The statutory basis for SIJS can be found in the Immigration and Nationality Act (INA) at § 203(b)(4), which distributes immigrant visas to “special immigrants,” and § 101(a)(27)(J) which defines Special Immigrant Juveniles. The INA’s statutory definition is expanded by the William Wilberforce Victims Protection Reauthorization Act of 2008 (TVPRA).
In practice, applicants can seek an order in Suit Affecting the Parent-Child Relationship (SAPCR) from a family district court judge accepting jurisdiction over the minor. The judge must make specific findings of fact that support the eligibility requirements for SIJS.
The Court must accept jurisdiction over the minor, enabling the Court to make decisions about the child’s custody and care. Practitioners must be aware of the age of majority in their state. Although federal regulations provide that a minor can apply for SIJS until age 21, many juvenile courts will not accept jurisdiction over an individual who has reached 18 years of age. However, there are exceptions. In certain jurisdictions, even if the individual is 18 years or older, the practitioner may be able to seek a Declaratory Judgement.

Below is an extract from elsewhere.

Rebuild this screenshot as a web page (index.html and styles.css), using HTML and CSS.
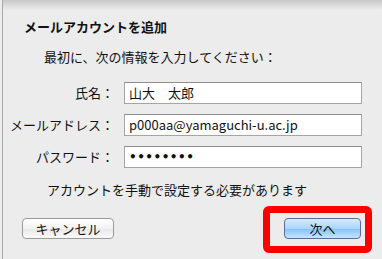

The Court should make specific finds of fact that detail how the minor has been abused, neglected, or abandoned by one or both of their parents. These terms are defined by state law and practitioners should include facts to support their jurisdiction’s definition. A paragraph or two should be sufficient to set out the facts of each minor’s case. The order should specify which ground the minor is using.
Under changes made by the TVPRA, state court findings can be based on slightly different vocabulary if state law uses different legal terms other than abuse, neglect, or abandonment.
Again, the order must include facts specific to the minor’s case that detail why it is not in the minor’s best interest to be returned to their home country. This should include a statement that the minor has no family members who are able or willing to care for them in their home country. It can also include brief facts about country conditions such as violence, lack of schooling, and limited access to health care.
Once a final order is obtained, the minor will apply for SIJS and lawful permanent residency. The application for SIJS is completed on Form I-360. The application for lawful permanent residency is completed on Form I-485. If the minor is not in removal proceedings, they will mail their applications together to U.S. Citizenship and Immigration Services.
If the minor is in removal proceedings, Form I-360 must generally be adjudicated before the Immigration Judge will terminate proceedings to allow the minor to apply for lawful permanent residency.